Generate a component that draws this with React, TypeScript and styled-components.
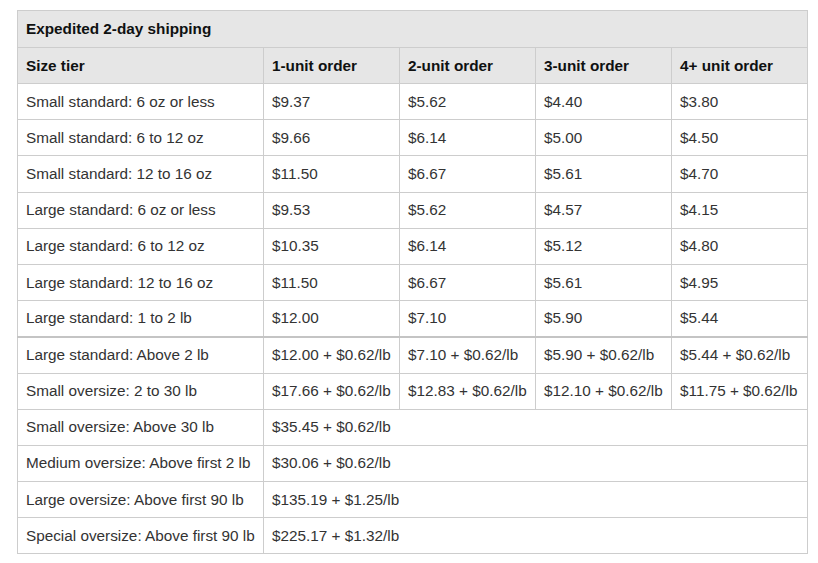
import React from "react";
import styled, { createGlobalStyle } from "styled-components";

const Global = createGlobalStyle`
  html, body { margin: 0; padding: 0; background: #fff; }
  body { font-family: "Liberation Sans", Arial, sans-serif; }
`;

const Page = styled.div`
  padding: 10px 0 0 17px;
`;

const Table = styled.table`
  border-collapse: collapse;
  table-layout: fixed;
  width: 790px;
  font-family: "Liberation Sans", Arial, sans-serif;
  font-size: 15.3px;
  color: #333;
  border: 1px solid #cdcdcd;
`;

const TitleCell = styled.th`
  background: #e6e6e6;
  color: #0f1111;
  font-weight: 700;
  text-align: left;
  height: 37px;
  padding: 0 8px;
  border: 1px solid #cdcdcd;
  box-sizing: border-box;
`;

const HeadCell = styled.th`
  background: #e6e6e6;
  color: #0f1111;
  font-weight: 700;
  text-align: left;
  height: 36px;
  padding: 0 8px;
  border: 1px solid #cdcdcd;
  box-sizing: border-box;
`;

const Row = styled.tr<{ $divider?: boolean }>`
  border-top: ${(p) => (p.$divider ? "2px solid #c4c4c4" : "1px solid #cdcdcd")};
`;

const Cell = styled.td`
  height: 36.2px;
  padding: 0 8px;
  border: 1px solid #cdcdcd;
  white-space: nowrap;
  box-sizing: border-box;
`;

type R = { tier: string; prices: string[]; divider?: boolean };

const rows: R[] = [
  { tier: "Small standard: 6 oz or less", prices: ["$9.37", "$5.62", "$4.40", "$3.80"] },
  { tier: "Small standard: 6 to 12 oz", prices: ["$9.66", "$6.14", "$5.00", "$4.50"] },
  { tier: "Small standard: 12 to 16 oz", prices: ["$11.50", "$6.67", "$5.61", "$4.70"] },
  { tier: "Large standard: 6 oz or less", prices: ["$9.53", "$5.62", "$4.57", "$4.15"] },
  { tier: "Large standard: 6 to 12 oz", prices: ["$10.35", "$6.14", "$5.12", "$4.80"] },
  { tier: "Large standard: 12 to 16 oz", prices: ["$11.50", "$6.67", "$5.61", "$4.95"] },
  { tier: "Large standard: 1 to 2 lb", prices: ["$12.00", "$7.10", "$5.90", "$5.44"] },
  {
    tier: "Large standard: Above 2 lb",
    prices: ["$12.00 + $0.62/lb", "$7.10 + $0.62/lb", "$5.90 + $0.62/lb", "$5.44 + $0.62/lb"],
    divider: true,
  },
  {
    tier: "Small oversize: 2 to 30 lb",
    prices: ["$17.66 + $0.62/lb", "$12.83 + $0.62/lb", "$12.10 + $0.62/lb", "$11.75 + $0.62/lb"],
  },
  { tier: "Small oversize: Above 30 lb", prices: ["$35.45 + $0.62/lb"] },
  { tier: "Medium oversize: Above first 2 lb", prices: ["$30.06 + $0.62/lb"] },
  { tier: "Large oversize: Above first 90 lb", prices: ["$135.19 + $1.25/lb"] },
  { tier: "Special oversize: Above first 90 lb", prices: ["$225.17 + $1.32/lb"] },
];

export default function App() {
  return (
    <Page>
      <Global />
      <Table>
        <colgroup>
          <col style={{ width: 246 }} />
          <col style={{ width: 136 }} />
          <col style={{ width: 136 }} />
          <col style={{ width: 136 }} />
          <col style={{ width: 136 }} />
        </colgroup>
        <thead>
          <tr>
            <TitleCell colSpan={5}>Expedited 2-day shipping</TitleCell>
          </tr>
          <tr>
            <HeadCell>Size tier</HeadCell>
            <HeadCell>1-unit order</HeadCell>
            <HeadCell>2-unit order</HeadCell>
            <HeadCell>3-unit order</HeadCell>
            <HeadCell>4+ unit order</HeadCell>
          </tr>
        </thead>
        <tbody>
          {rows.map((r) => (
            <Row key={r.tier} $divider={r.divider}>
              <Cell>{r.tier}</Cell>
              {r.prices.length === 1 ? (
                <Cell colSpan={4}>{r.prices[0]}</Cell>
              ) : (
                r.prices.map((p, i) => <Cell key={i}>{p}</Cell>)
              )}
            </Row>
          ))}
        </tbody>
      </Table>
    </Page>
  );
}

##########

Output the data exactly. Pictures don't belong in the result.

Generate a component that draws this with React, TypeScript and styled-components.
import React from "react";
import styled, { createGlobalStyle } from "styled-components";

const Global = createGlobalStyle`
  html, body { margin: 0; padding: 0; background: #fff; }
  body { font-family: "Liberation Sans", Arial, sans-serif; }
`;

const Page = styled.div`
  padding: 10px 0 0 17px;
`;

const Table = styled.table`
  border-collapse: collapse;
  table-layout: fixed;
  width: 790px;
  font-family: "Liberation Sans", Arial, sans-serif;
  font-size: 15.3px;
  color: #333;
  border: 1px solid #cdcdcd;
`;

const TitleCell = styled.th`
  background: #e6e6e6;
  color: #0f1111;
  font-weight: 700;
  text-align: left;
  height: 37px;
  padding: 0 8px;
  border: 1px solid #cdcdcd;
  box-sizing: border-box;
`;

const HeadCell = styled.th`
  background: #e6e6e6;
  color: #0f1111;
  font-weight: 700;
  text-align: left;
  height: 36px;
  padding: 0 8px;
  border: 1px solid #cdcdcd;
  box-sizing: border-box;
`;

const Row = styled.tr<{ $divider?: boolean }>`
  border-top: ${(p) => (p.$divider ? "2px solid #c4c4c4" : "1px solid #cdcdcd")};
`;

const Cell = styled.td`
  height: 36.2px;
  padding: 0 8px;
  border: 1px solid #cdcdcd;
  white-space: nowrap;
  box-sizing: border-box;
`;

type R = { tier: string; prices: string[]; divider?: boolean };

const rows: R[] = [
  { tier: "Small standard: 6 oz or less", prices: ["$9.37", "$5.62", "$4.40", "$3.80"] },
  { tier: "Small standard: 6 to 12 oz", prices: ["$9.66", "$6.14", "$5.00", "$4.50"] },
  { tier: "Small standard: 12 to 16 oz", prices: ["$11.50", "$6.67", "$5.61", "$4.70"] },
  { tier: "Large standard: 6 oz or less", prices: ["$9.53", "$5.62", "$4.57", "$4.15"] },
  { tier: "Large standard: 6 to 12 oz", prices: ["$10.35", "$6.14", "$5.12", "$4.80"] },
  { tier: "Large standard: 12 to 16 oz", prices: ["$11.50", "$6.67", "$5.61", "$4.95"] },
  { tier: "Large standard: 1 to 2 lb", prices: ["$12.00", "$7.10", "$5.90", "$5.44"] },
  {
    tier: "Large standard: Above 2 lb",
    prices: ["$12.00 + $0.62/lb", "$7.10 + $0.62/lb", "$5.90 + $0.62/lb", "$5.44 + $0.62/lb"],
    divider: true,
  },
  {
    tier: "Small oversize: 2 to 30 lb",
    prices: ["$17.66 + $0.62/lb", "$12.83 + $0.62/lb", "$12.10 + $0.62/lb", "$11.75 + $0.62/lb"],
  },
  { tier: "Small oversize: Above 30 lb", prices: ["$35.45 + $0.62/lb"] },
  { tier: "Medium oversize: Above first 2 lb", prices: ["$30.06 + $0.62/lb"] },
  { tier: "Large oversize: Above first 90 lb", prices: ["$135.19 + $1.25/lb"] },
  { tier: "Special oversize: Above first 90 lb", prices: ["$225.17 + $1.32/lb"] },
];

export default function App() {
  return (
    <Page>
      <Global />
      <Table>
        <colgroup>
          <col style={{ width: 246 }} />
          <col style={{ width: 136 }} />
          <col style={{ width: 136 }} />
          <col style={{ width: 136 }} />
          <col style={{ width: 136 }} />
        </colgroup>
        <thead>
          <tr>
            <TitleCell colSpan={5}>Expedited 2-day shipping</TitleCell>
          </tr>
          <tr>
            <HeadCell>Size tier</HeadCell>
            <HeadCell>1-unit order</HeadCell>
            <HeadCell>2-unit order</HeadCell>
            <HeadCell>3-unit order</HeadCell>
            <HeadCell>4+ unit order</HeadCell>
          </tr>
        </thead>
        <tbody>
          {rows.map((r) => (
            <Row key={r.tier} $divider={r.divider}>
              <Cell>{r.tier}</Cell>
              {r.prices.length === 1 ? (
                <Cell colSpan={4}>{r.prices[0]}</Cell>
              ) : (
                r.prices.map((p, i) => <Cell key={i}>{p}</Cell>)
              )}
            </Row>
          ))}
        </tbody>
      </Table>
    </Page>
  );
}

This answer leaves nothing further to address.